[STATED TASK] Where the string "this" occurs in the material below, report the whole line.

[Stored data]
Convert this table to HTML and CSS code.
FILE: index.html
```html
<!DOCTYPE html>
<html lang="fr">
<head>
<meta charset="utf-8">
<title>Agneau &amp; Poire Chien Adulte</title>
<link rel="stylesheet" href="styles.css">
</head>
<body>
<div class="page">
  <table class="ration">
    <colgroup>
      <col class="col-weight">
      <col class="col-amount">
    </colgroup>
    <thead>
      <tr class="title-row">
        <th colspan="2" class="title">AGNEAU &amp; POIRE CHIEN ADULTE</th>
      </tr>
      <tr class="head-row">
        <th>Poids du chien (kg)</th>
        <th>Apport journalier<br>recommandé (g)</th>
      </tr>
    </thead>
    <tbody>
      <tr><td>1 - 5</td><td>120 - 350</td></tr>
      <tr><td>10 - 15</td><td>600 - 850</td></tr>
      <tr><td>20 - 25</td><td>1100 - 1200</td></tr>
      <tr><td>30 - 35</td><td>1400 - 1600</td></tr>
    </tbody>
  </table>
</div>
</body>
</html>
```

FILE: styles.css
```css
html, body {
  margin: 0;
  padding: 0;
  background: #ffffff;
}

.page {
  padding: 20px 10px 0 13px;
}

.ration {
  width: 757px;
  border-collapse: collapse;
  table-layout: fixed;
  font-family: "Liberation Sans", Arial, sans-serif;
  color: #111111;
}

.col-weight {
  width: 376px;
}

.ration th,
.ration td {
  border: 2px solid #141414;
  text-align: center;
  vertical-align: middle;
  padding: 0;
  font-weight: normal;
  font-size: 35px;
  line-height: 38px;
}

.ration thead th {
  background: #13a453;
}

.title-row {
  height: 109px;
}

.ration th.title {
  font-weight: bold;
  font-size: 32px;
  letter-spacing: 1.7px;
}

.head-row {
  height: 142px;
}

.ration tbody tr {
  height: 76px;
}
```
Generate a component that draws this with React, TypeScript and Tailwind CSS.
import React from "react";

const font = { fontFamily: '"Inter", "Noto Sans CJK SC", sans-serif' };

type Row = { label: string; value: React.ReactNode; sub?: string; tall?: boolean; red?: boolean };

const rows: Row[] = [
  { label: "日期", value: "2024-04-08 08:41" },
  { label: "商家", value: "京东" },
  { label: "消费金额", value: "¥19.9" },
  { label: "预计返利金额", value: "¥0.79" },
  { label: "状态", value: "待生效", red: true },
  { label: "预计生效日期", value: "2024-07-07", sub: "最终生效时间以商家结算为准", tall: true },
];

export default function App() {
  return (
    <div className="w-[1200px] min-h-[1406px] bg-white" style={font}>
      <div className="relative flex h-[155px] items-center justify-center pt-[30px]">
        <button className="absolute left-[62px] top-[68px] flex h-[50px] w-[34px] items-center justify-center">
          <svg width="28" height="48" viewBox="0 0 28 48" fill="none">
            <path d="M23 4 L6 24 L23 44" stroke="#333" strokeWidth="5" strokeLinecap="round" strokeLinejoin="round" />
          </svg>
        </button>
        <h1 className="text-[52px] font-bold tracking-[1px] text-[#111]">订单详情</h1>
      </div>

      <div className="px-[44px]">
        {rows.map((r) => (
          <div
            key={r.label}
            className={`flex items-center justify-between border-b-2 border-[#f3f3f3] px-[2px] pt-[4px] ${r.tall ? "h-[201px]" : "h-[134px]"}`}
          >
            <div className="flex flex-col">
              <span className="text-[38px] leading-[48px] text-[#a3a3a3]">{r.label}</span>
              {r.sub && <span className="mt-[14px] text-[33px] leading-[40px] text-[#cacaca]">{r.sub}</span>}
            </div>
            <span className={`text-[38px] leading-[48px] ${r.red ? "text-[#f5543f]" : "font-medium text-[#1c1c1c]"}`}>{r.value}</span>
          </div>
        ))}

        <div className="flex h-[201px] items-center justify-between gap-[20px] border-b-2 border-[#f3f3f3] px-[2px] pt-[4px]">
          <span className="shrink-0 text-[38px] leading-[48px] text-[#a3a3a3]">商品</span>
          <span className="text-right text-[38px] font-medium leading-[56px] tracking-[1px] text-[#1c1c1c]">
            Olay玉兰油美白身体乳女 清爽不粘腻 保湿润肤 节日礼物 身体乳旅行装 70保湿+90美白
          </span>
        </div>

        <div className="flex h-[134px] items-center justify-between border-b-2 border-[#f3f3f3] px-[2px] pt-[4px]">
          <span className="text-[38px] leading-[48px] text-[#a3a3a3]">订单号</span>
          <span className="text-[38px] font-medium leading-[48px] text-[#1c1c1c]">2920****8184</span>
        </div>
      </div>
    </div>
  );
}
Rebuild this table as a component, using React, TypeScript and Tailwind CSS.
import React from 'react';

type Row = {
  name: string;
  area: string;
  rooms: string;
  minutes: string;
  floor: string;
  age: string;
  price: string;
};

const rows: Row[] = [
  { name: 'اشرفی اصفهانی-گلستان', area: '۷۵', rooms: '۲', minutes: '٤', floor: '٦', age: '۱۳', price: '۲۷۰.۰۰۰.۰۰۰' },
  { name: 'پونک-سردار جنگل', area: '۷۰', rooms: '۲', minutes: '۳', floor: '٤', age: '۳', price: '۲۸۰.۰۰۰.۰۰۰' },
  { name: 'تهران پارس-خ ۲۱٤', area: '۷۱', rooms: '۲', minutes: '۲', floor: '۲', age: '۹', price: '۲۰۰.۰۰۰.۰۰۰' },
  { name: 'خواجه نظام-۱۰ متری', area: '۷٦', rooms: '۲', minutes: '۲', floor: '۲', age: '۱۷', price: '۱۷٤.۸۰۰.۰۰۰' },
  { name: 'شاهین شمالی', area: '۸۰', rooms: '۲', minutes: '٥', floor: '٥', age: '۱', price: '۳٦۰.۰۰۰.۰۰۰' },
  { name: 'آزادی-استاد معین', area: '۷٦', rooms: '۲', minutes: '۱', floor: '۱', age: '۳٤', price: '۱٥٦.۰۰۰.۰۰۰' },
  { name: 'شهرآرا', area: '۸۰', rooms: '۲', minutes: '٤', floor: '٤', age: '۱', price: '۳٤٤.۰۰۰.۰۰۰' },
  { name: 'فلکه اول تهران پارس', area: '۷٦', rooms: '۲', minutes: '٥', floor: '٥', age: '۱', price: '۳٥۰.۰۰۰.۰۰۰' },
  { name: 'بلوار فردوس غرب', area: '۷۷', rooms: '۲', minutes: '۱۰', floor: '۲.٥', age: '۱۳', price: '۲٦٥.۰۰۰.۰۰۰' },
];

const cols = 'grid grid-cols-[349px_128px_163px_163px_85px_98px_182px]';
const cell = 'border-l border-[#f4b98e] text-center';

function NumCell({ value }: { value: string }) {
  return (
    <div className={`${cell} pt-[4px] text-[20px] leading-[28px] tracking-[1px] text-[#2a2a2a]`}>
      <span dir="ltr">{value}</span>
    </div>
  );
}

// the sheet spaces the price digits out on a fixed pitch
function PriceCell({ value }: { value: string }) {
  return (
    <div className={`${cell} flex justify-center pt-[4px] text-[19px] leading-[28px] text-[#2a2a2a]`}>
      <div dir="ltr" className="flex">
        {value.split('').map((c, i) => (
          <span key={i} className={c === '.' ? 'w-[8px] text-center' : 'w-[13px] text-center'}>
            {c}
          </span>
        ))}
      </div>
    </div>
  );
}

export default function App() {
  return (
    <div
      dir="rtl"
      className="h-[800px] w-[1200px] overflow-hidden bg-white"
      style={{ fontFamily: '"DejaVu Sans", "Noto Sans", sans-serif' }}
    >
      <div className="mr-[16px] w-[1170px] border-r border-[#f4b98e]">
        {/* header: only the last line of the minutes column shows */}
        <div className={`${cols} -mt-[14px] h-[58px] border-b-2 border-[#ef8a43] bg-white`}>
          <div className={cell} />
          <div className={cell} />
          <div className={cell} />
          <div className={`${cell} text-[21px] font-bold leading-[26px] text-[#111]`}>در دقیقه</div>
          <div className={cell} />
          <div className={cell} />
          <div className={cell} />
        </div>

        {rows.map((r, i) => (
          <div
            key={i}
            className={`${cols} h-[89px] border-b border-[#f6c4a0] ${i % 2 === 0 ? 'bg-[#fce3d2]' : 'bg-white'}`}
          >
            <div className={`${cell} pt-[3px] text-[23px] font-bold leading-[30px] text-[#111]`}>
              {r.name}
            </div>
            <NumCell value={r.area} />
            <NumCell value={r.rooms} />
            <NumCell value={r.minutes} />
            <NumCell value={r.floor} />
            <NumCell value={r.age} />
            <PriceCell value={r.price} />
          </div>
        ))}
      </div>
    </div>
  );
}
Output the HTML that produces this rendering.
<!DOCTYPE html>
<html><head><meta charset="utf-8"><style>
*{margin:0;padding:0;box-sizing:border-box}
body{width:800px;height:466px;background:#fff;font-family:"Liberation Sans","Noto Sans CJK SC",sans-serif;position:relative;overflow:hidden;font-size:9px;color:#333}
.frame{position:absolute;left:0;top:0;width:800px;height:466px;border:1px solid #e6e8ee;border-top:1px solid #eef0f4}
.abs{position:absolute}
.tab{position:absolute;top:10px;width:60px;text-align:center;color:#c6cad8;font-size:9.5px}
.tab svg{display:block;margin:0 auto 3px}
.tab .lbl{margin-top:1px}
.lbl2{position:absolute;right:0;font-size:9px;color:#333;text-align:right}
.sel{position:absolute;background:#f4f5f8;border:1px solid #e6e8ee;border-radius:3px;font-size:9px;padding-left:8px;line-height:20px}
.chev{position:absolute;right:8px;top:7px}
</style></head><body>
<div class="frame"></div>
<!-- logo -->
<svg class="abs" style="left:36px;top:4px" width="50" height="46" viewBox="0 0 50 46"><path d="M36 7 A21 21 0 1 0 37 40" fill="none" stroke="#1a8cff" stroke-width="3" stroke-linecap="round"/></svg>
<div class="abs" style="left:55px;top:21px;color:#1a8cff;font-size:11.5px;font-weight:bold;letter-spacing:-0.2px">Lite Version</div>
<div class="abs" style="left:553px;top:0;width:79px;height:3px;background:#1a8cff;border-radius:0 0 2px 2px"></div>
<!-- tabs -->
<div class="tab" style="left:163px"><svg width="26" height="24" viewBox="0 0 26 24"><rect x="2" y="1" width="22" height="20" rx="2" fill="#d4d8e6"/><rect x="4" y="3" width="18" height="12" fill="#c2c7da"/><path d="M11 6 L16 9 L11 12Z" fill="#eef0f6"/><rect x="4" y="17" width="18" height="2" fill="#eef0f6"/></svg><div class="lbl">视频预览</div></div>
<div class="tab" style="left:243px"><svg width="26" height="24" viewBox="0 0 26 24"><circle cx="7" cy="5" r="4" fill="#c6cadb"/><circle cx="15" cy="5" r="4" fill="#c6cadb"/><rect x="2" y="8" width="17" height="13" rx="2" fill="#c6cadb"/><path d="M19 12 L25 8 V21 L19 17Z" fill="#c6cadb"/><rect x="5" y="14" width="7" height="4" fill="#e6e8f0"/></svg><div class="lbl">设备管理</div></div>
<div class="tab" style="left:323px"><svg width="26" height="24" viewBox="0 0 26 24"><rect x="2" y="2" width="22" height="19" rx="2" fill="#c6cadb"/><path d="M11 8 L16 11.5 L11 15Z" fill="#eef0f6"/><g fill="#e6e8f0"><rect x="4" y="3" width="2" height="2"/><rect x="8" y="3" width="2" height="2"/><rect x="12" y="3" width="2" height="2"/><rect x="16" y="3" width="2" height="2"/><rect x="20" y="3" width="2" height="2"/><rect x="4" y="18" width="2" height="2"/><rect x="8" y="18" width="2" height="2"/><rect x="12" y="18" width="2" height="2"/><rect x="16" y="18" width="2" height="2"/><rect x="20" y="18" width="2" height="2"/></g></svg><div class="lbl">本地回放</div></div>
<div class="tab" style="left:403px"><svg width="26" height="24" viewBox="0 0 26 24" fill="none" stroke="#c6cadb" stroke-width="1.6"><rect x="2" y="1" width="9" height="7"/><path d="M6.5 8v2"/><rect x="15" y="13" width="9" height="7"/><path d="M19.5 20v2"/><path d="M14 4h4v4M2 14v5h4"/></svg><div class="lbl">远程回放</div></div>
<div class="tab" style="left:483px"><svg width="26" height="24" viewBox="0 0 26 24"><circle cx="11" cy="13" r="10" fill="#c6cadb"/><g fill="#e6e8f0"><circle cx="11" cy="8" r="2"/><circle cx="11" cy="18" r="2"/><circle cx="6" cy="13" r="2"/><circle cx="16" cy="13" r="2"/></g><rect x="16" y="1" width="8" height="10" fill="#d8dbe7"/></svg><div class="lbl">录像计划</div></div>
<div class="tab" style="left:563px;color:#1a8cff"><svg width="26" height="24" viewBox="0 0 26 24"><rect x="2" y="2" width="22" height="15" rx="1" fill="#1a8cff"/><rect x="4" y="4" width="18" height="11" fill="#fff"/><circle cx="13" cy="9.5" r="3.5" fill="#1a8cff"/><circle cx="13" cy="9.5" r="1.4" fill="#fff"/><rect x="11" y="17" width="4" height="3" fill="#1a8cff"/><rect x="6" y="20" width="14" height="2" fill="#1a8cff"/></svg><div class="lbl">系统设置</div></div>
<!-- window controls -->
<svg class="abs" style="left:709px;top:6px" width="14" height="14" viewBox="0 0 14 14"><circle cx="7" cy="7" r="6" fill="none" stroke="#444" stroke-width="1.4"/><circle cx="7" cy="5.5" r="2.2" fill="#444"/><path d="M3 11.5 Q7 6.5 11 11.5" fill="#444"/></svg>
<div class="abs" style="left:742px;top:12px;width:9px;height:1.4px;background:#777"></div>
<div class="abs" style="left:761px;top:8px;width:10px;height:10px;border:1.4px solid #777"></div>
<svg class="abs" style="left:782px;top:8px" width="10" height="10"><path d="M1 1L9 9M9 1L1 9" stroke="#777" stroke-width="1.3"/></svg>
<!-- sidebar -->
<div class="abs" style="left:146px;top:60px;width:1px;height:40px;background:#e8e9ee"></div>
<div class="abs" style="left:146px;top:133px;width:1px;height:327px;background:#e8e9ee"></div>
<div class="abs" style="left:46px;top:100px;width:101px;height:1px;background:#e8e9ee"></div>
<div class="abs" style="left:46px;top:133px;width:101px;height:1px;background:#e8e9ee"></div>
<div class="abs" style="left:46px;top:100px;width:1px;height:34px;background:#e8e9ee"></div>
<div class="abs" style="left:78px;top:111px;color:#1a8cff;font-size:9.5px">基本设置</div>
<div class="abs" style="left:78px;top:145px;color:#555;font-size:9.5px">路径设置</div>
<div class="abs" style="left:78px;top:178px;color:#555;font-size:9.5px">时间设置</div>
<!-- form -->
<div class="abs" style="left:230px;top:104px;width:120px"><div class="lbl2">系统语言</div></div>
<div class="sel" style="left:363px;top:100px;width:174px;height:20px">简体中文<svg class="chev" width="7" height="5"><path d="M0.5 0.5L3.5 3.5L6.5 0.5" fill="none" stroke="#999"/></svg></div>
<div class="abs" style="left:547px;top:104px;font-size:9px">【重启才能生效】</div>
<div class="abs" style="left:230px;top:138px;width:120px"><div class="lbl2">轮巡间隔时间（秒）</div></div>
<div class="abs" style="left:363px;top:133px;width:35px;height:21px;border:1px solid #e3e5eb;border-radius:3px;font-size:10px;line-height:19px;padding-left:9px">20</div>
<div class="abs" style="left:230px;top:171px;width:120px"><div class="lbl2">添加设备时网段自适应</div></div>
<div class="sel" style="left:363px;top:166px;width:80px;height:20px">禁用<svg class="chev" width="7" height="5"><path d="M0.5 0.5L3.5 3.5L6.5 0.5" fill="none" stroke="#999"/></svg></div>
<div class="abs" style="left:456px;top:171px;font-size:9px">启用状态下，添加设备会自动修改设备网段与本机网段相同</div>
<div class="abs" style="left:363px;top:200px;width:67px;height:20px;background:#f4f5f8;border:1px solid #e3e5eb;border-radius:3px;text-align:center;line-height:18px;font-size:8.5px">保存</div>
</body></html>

[REPLY]
Convert this table to HTML and CSS code.
Generate a component that draws this with React, TypeScript and Tailwind CSS.
Rebuild this table as a component, using React, TypeScript and Tailwind CSS.
Output the HTML that produces this rendering.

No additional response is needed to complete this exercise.